Top positive review
5 of 5 people found this helpful
Love My Marmot Halo 6-Person Tent
on February 22, 2014
I wanted to give an update on December 27, 2014. On a cold, dark night up at The Grand Canyon I fumbled with the front-door zipper and stripped it. Called Marmot. They honored the life-time warranty, fixed my tent and had it back to me in 2 weeks. I'm amazed by the fantastic service, which, in turn, makes me think I will never own anything but a Marmot Tent. It was the best kind of experience I have any had dealing with a company like this.
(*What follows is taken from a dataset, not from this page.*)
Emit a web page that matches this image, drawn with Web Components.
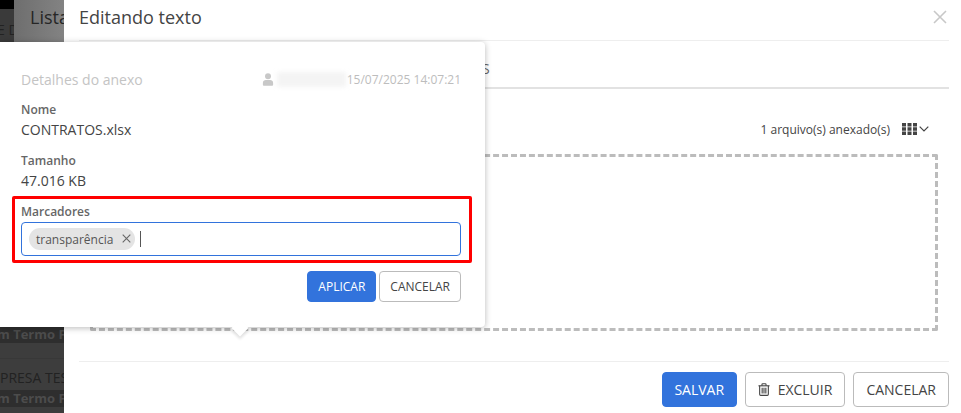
<!DOCTYPE html>
<html lang="pt">
<head>
<meta charset="utf-8">
<title>Editando texto</title>
<style>
  html, body { margin: 0; height: 100%; }
  body { width: 961px; height: 413px; overflow: hidden; font-family: "Open Sans", sans-serif; color: #444; }
</style>
</head>
<body>
<edit-page></edit-page>

<script>
const ICON_USER = `<svg width="12" height="13" viewBox="0 0 12 14"><circle cx="6" cy="3.6" r="3.2" fill="currentColor"/><path d="M0.5 13v-2.4C0.5 8.6 2 7.6 3.6 7.6h4.8c1.6 0 3.1 1 3.1 3V13c0 .5-.4.8-.9.8H1.400c-.5 0-.9-.3-.9-.8z" fill="currentColor"/></svg>`;
const ICON_TRASH = `<svg width="12" height="13" viewBox="0 0 13 14" fill="none" stroke="currentColor" stroke-width="1.2"><path d="M0.500 3h12"/><path d="M4.300 3V1.500c0-.4.300-.8.800-.8h2.800c.5 0 .8.400.8.800V3"/><path d="M1.800 3v9.200c0 .7.500 1.200 1.100 1.200h7.200c.6 0 1.100-.5 1.100-1.200V3"/><path d="M4.500 5.200v6M6.500 5.200v6M8.500 5.200v6"/></svg>`;

class UiButton extends HTMLElement {
  constructor() {
    super();
    this.attachShadow({ mode: "open" }).innerHTML = `
      <style>
        :host {
          display: inline-flex; align-items: center; justify-content: center; gap: 8px;
          box-sizing: border-box; height: 35px; padding: 0 12px;
          border: 1px solid #bbb; border-radius: 4px; background: #fff;
          color: #444; font-size: 14px; white-space: nowrap;
        }
        :host([primary]) { background: #3273dc; border-color: #3273dc; color: #fff; font-weight: 500; padding: 0 11.5px; }
        :host([small]) { height: 31px; padding: 0 10px; font-size: 12px; }
      </style>
      <slot></slot>`;
  }
}

class BackdropStrip extends HTMLElement {
  constructor() {
    super();
    this.attachShadow({ mode: "open" }).innerHTML = `
      <style>
        :host {
          display: flex; flex-direction: column; flex: none; width: 64px; height: 413px;
          overflow: hidden; background: #3c3c3c; white-space: nowrap;
        }
        .top { height: 42px; flex: none; display: flex; background: #000; }
        .side { width: 14px; height: 33px; margin-top: 9px; background: #3a3a3a; color: #222; font-size: 14px; line-height: 42px; overflow: hidden; text-indent: -3px; }
        .title { flex: 1; background: linear-gradient(90deg, #6e6e6e, #838383); color: #262626; font-size: 18px; line-height: 34px; overflow: hidden; }
        .title span { margin-left: 16px; }
        .fill { height: 285px; flex: none; }
        .band { height: 16px; flex: none; background: #2e2e2e; color: #4c4c4c; font-size: 13px; font-weight: 700; line-height: 15px; overflow: hidden; text-indent: -3px; }
        .band:last-child { height: 17px; line-height: 17px; }
        .row { height: 47px; flex: none; box-sizing: border-box; background: linear-gradient(#3d3d3d 15px, #383838 15px, #383838 16px, #3d3d3d 16px); color: #222; font-size: 14px; line-height: 70px; overflow: hidden; }
      </style>
      <div class="top"><div class="side">E D</div><div class="title"><span>Lista</span></div></div>
      <div class="fill"></div>
      <div class="band">m Termo Fo</div>
      <div class="row">PRESA TESTE</div>
      <div class="band">m Termo Fo</div>`;
  }
}

class AttachPopover extends HTMLElement {
  constructor() {
    super();
    this.attachShadow({ mode: "open" }).innerHTML = `
      <style>
        :host {
          position: absolute; left: 0; top: 42px; width: 485px; height: 285px;
          box-sizing: border-box; padding: 28px 24px 0 21px; background: #fff;
          border-radius: 0 4px 4px 0; box-shadow: 0 1px 6px rgba(0,0,0,.28);
          color: #444; font-size: 14px;
        }
        :host::after {
          content: ""; position: absolute; left: 234px; bottom: -7px; width: 12px; height: 12px;
          background: #fff; transform: rotate(45deg); box-shadow: 2px 2px 3px rgba(0,0,0,.12);
        }
        .head { display: flex; align-items: center; justify-content: space-between; height: 18px; color: #c4c4c4; }
        .head h4 { margin: 0; font-size: 14px; font-weight: 400; }
        .meta { display: flex; align-items: center; font-size: 12px; color: #bdbdbd; }
        .meta svg { color: #c8c8c8; margin-right: 3px; }
        .blur { width: 69px; height: 15px; margin-right: 1px; background: #f4f4f4; filter: blur(2px); }
        .field { margin-top: 14px; }
        .field + .field { margin-top: 11px; }
        .label { font-size: 12px; font-weight: 600; color: #666; line-height: 16px; }
        .value { font-size: 14px; line-height: 24px; color: #444; }
        .mark {
          margin: 3px -11px 0 -9px; padding: 5px 8px 4px 6px;
          border: 3px solid #f00; border-radius: 2px;
        }
        .mark .label { line-height: 15px; }
        .input {
          display: flex; align-items: center; height: 34px; box-sizing: border-box; margin-top: 3px;
          padding: 0 7px; border: 1px solid #3273dc; border-radius: 4px;
        }
        .chip {
          display: inline-flex; align-items: center; height: 22px; padding: 0 4px 0 7px; gap: 9px;
          border-radius: 11px; background: #e4e4e4; color: #555; font-size: 12px;
        }
        .chip svg { display: block; margin-top: -1px; }
        .caret { width: 1px; height: 16px; margin-left: 5px; background: #555; }
        .actions { display: flex; justify-content: flex-end; gap: 3px; margin-top: 8px; }
      </style>
      <div class="head">
        <h4>Detalhes do anexo</h4>
        <div class="meta">${ICON_USER}<span class="blur"></span><span>15/07/2025 14:07:21</span></div>
      </div>
      <div class="field"><div class="label">Nome</div><div class="value">CONTRATOS.xlsx</div></div>
      <div class="field"><div class="label">Tamanho</div><div class="value">47.016 KB</div></div>
      <div class="mark">
        <div class="label">Marcadores</div>
        <div class="input">
          <span class="chip">transparência
            <svg width="9" height="9" viewBox="0 0 9 9" stroke="#666" stroke-width="1.100"><path d="M.7.7l7.600 7.600M8.300.7L.7 8.300"/></svg>
          </span>
          <span class="caret"></span>
        </div>
      </div>
      <div class="actions">
        <ui-button primary small>APLICAR</ui-button>
        <ui-button small>CANCELAR</ui-button>
      </div>`;
  }
}

class EditDialog extends HTMLElement {
  constructor() {
    super();
    this.attachShadow({ mode: "open" }).innerHTML = `
      <style>
        :host {
          display: flex; flex-direction: column; flex: 1; box-sizing: border-box; height: 413px;
          padding: 0 12px 0 15px; background: #fff; color: #444;
        }
        header { display: flex; align-items: center; justify-content: space-between; flex: none; height: 41px; box-sizing: border-box; padding-bottom: 6px; border-bottom: 1px solid #eee; }
        h2 { margin: 0; font-size: 18px; font-weight: 400; color: #444; }
        header svg { display: block; margin-right: 2px; }
        .tabs { flex: none; height: 48px; box-sizing: border-box; border-bottom: 2px solid #e2e2e2; }
        .tabs span { display: block; margin-left: 406px; font-size: 14px; line-height: 55px; color: #666; overflow: hidden; height: 46px; text-indent: -3px; }
        .count { display: flex; align-items: center; justify-content: flex-end; gap: 12px; flex: none; height: 65px; padding: 15px 20px 0 0; box-sizing: border-box; font-size: 12px; color: #444; }
        .view { display: flex; align-items: center; gap: 2px; }
        .drop { flex: none; height: 177px; margin: 0 11px 0 11px; box-sizing: border-box; border: 3px dashed #bcbcbc; border-radius: 2px; }
        footer { flex: none; margin-top: 30px; height: 46px; box-sizing: border-box; border-top: 1px solid #eee; display: flex; align-items: flex-end; justify-content: flex-end; gap: 8px; }
      </style>
      <header>
        <h2>Editando texto</h2>
        <svg width="14" height="14" viewBox="0 0 14 14" stroke="#c8c8c8" stroke-width="1.600"><path d="M1 1l12 12M13 1L1 13"/></svg>
      </header>
      <div class="tabs"><span>S</span></div>
      <div class="count">
        <span>1 arquivo(s) anexado(s)</span>
        <span class="view">
          <svg width="15" height="12" viewBox="0 0 15 12" fill="#444"><path d="M0 0h4v3.500H0zM5.500 0h4v3.500h-4zM11 0h4v3.500h-4zM0 4.300h4v3.500H0zM5.500 4.300h4v3.500h-4zM11 4.300h4v3.500h-4zM0 8.600h4V12H0zM5.500 8.600h4V12h-4zM11 8.600h4V12h-4z"/></svg>
          <svg width="10" height="6" viewBox="0 0 10 6" fill="none" stroke="#444" stroke-width="1.200"><path d="M.7.7L5 5l4.300-4.300"/></svg>
        </span>
      </div>
      <div class="drop"></div>
      <footer>
        <ui-button primary>SALVAR</ui-button>
        <ui-button>${ICON_TRASH}EXCLUIR</ui-button>
        <ui-button>CANCELAR</ui-button>
      </footer>`;
  }
}

class EditPage extends HTMLElement {
  constructor() {
    super();
    this.attachShadow({ mode: "open" }).innerHTML = `
      <style>
        :host { display: flex; position: relative; width: 961px; height: 413px; overflow: hidden; }
      </style>
      <backdrop-strip></backdrop-strip>
      <edit-dialog></edit-dialog>
      <attach-popover></attach-popover>`;
  }
}

customElements.define("ui-button", UiButton);
customElements.define("backdrop-strip", BackdropStrip);
customElements.define("attach-popover", AttachPopover);
customElements.define("edit-dialog", EditDialog);
customElements.define("edit-page", EditPage);
</script>
</body>
</html>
To date I have camped in my Marmot almost 30 nights: 7 at Yellowstone, 13 at The South Rim and 4 in Death Valley and 4 in Canyon De Chelly. When I arrived at Yellowstone on June 1, 2013 at the Canyon Campground, I had just got the tent out of my car, when it started snowing and the wind kicked up. Never-the-less, I had no problem putting up this tent all my by myself despite the weather. As long as you stake it out, with just enough slack to allow for the tension of the poles, get your poles ready before hand, put one side into the metal rings, slid the poles through, be sure to hold on to the tubes the poles slid through; because, as you push the pole through that part of the tent wants to lift up, so keep it down by holding on to it. Once you get the main poles in everything else is easy. Lots of room with tons of head room. I've weathered several monsoon days at The Grand Canyon, when I've come back to The Mather Campground and saw other people's tents in the trees, their stuff being eaten and scattered by the Crows, and my Marmot was standing like a little Kentucky Log Cabin! All my stuff was dry. Out here in The Southwest we rarely have to use the rain fly and the view of the night sky through the ceiling of my Halo 6 is outstanding. I was up at Canyon de Chelly several months ago and I was just amazed at the night sky. Just booked 7 nights (June 6th thru 13th) at Yellowstone. I don't care what the weather does; because, I know my Marmot Halo 6 can handle it. Remember this from a old camper. When you buy a tent, you get what you pay for. Yes, the Marmot Halo 6 is expensive; but, do the math. My bill for 7 nights in Yellowstone at The Canyon Campground is $234 bucks. People who are staying at the Lodges are paying 500 bucks a night. Camping is the only way to see, really see, our National Parks.